McMansions are out as a new era of practicality begins in housing
McMansions are out. Count this symbol of American excess, waste and poor taste as another casualty of the housing crisis. New research is showing that large, rambling, expensive homes packed close together in cul de sacs have fallen from grace. Some McMansions that were thrown up in haste by greedy builders in the past few years lie abandoned. Others looming large and out of place with the houses around them are considered a blight on neighborhoods. People building new homes are opting for much smaller floorplans. Realtors and architects believe the sentiment that McMansions are out is more than just a passing real estate trend.
Housing bubble bursts the McMansions era
McMansions — also known as “starter castles,” garage mahals and faux chateaus — may have reached their peak during the housing bubble. Now that the housing bubble has burst, the decline of McMansions could be permanent. Time reports that Trulia has released a report on real estate trends that said the average square footage of an American home is decreasing for the first time in 60 years. The average size of a home in America was 983 square feet in 1950, according to Trulia’s American Dream Survey. By 2004 the average had swelled to 2,349 square feet. Another study, the Truila-Harris interactive survey, found that only 9 percent of people polled were looking for homes of at least 3,000 square feet that are considered McMansions. A majority of the housing market, 64 percent of buyers, sought homes from 800-2,000 square feet.

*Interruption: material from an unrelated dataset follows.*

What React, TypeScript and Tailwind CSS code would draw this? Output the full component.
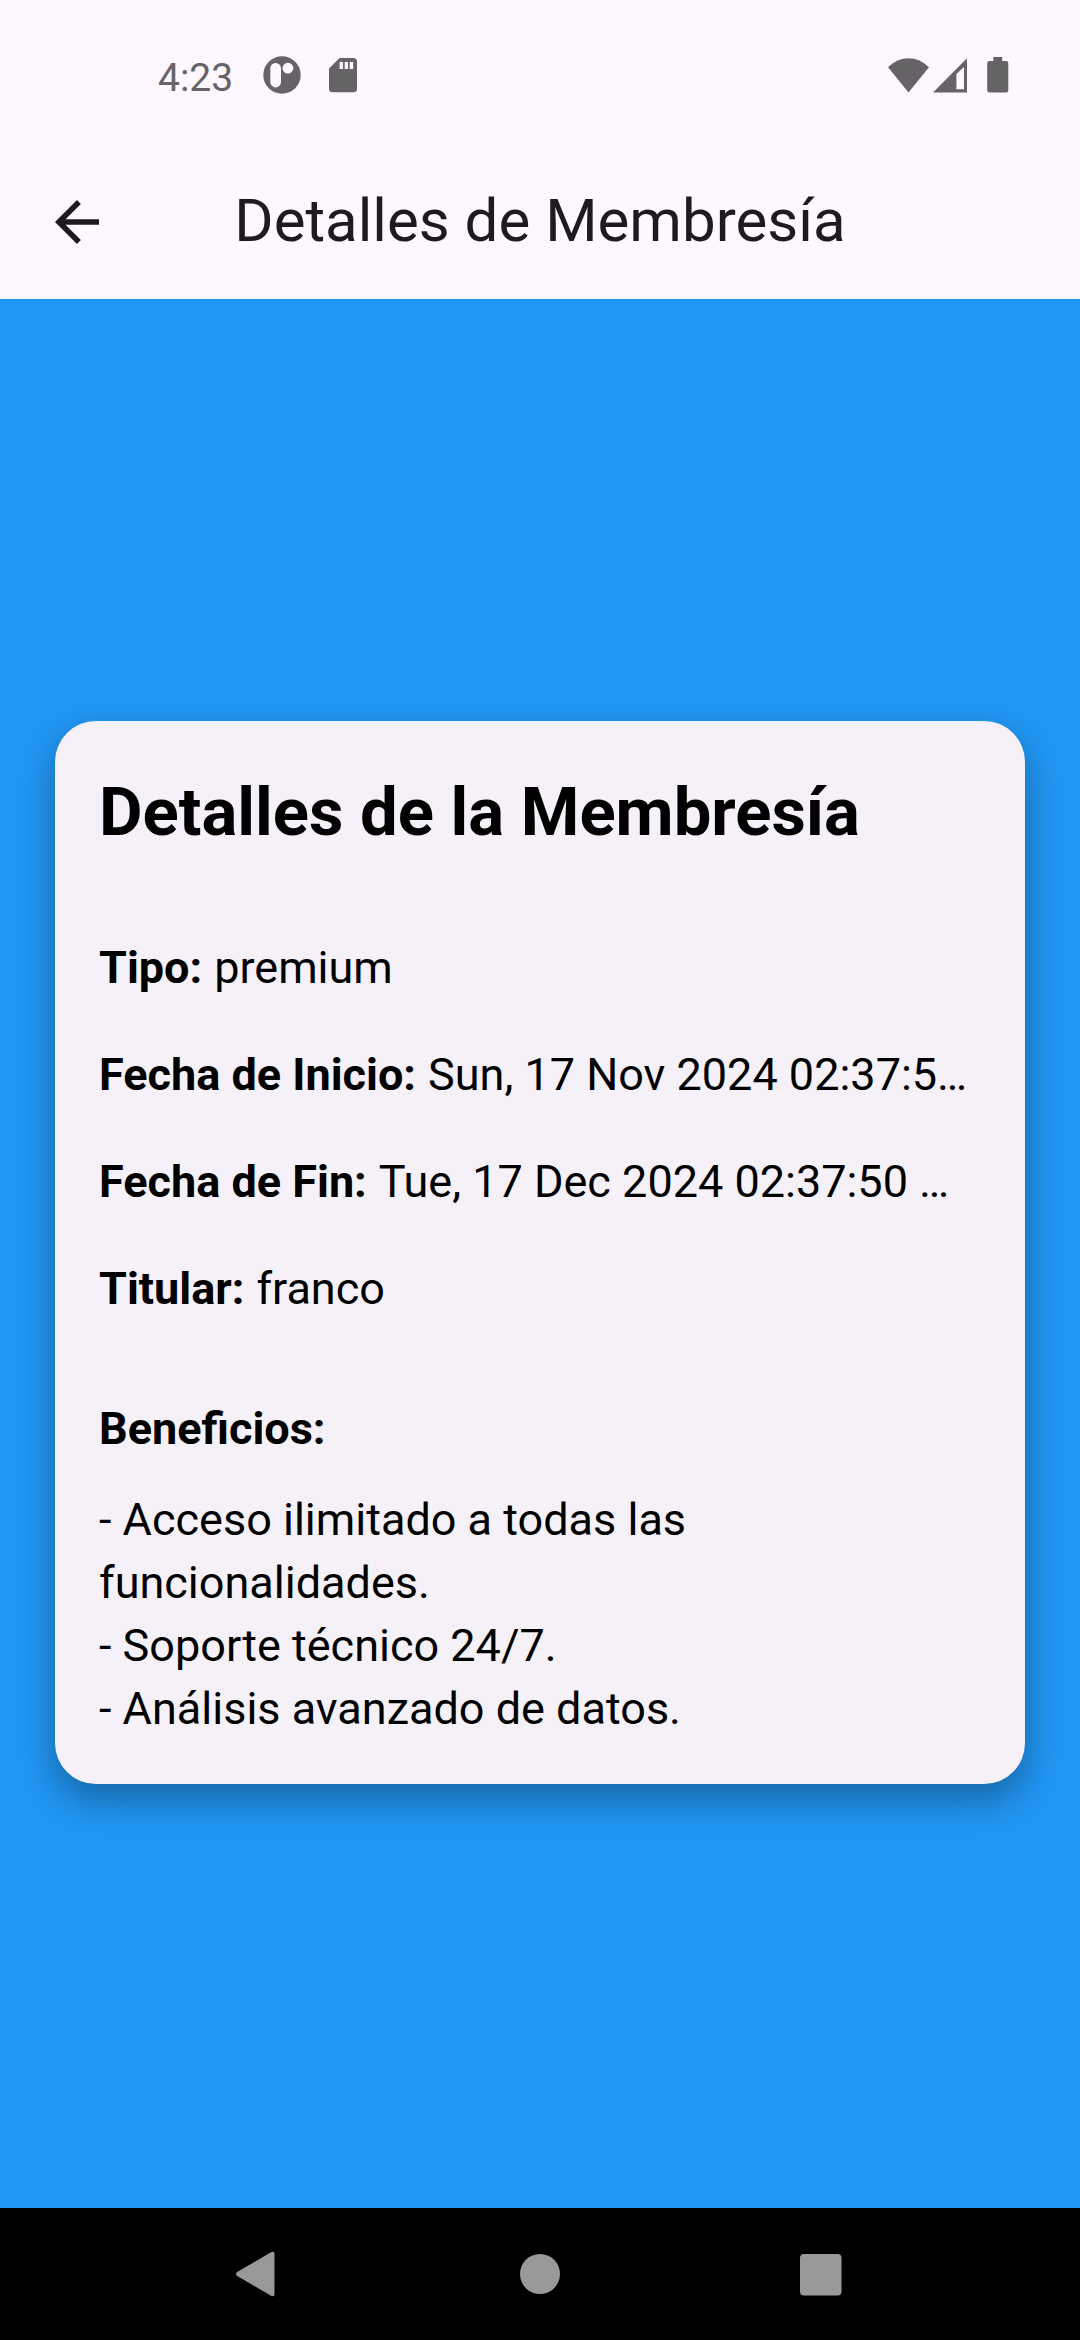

McMansions a symbol of ugly America
A McMansion, according to Wikepedia, is a large new house considered pretentious, tasteless or designed out of character with its neighborhood. The term compares these bland homes often built with substandard construction and lack of style to mass-produced meals. McMansions typically have a floor plan covering more than 3,000 square feet, ceilings 9-10 feet high, at least a three-car garage and numerous bedrooms and bathrooms. The house takes up most of the lot, leaving little room for a yard or garden.
Housing market comes to its senses
People in the housing industry think the downsizing trend in the housing market is here to stay. Pete Flint of Trulia told CNBC that smaller square footage is a long term effect. In a survey of builders last year, nine out of 10 said they planned to build smaller or lower-priced homes. Kermit Baker, the chief economist at the American Institute of Architects, told CNBC his profession is moving away from the McMansion era as homeowners demand more practical designs. Paul Bishop, vice president of research for the National Association of Realtors, told CNBC that McMansions look and feel out of place in the aftermath of the recession.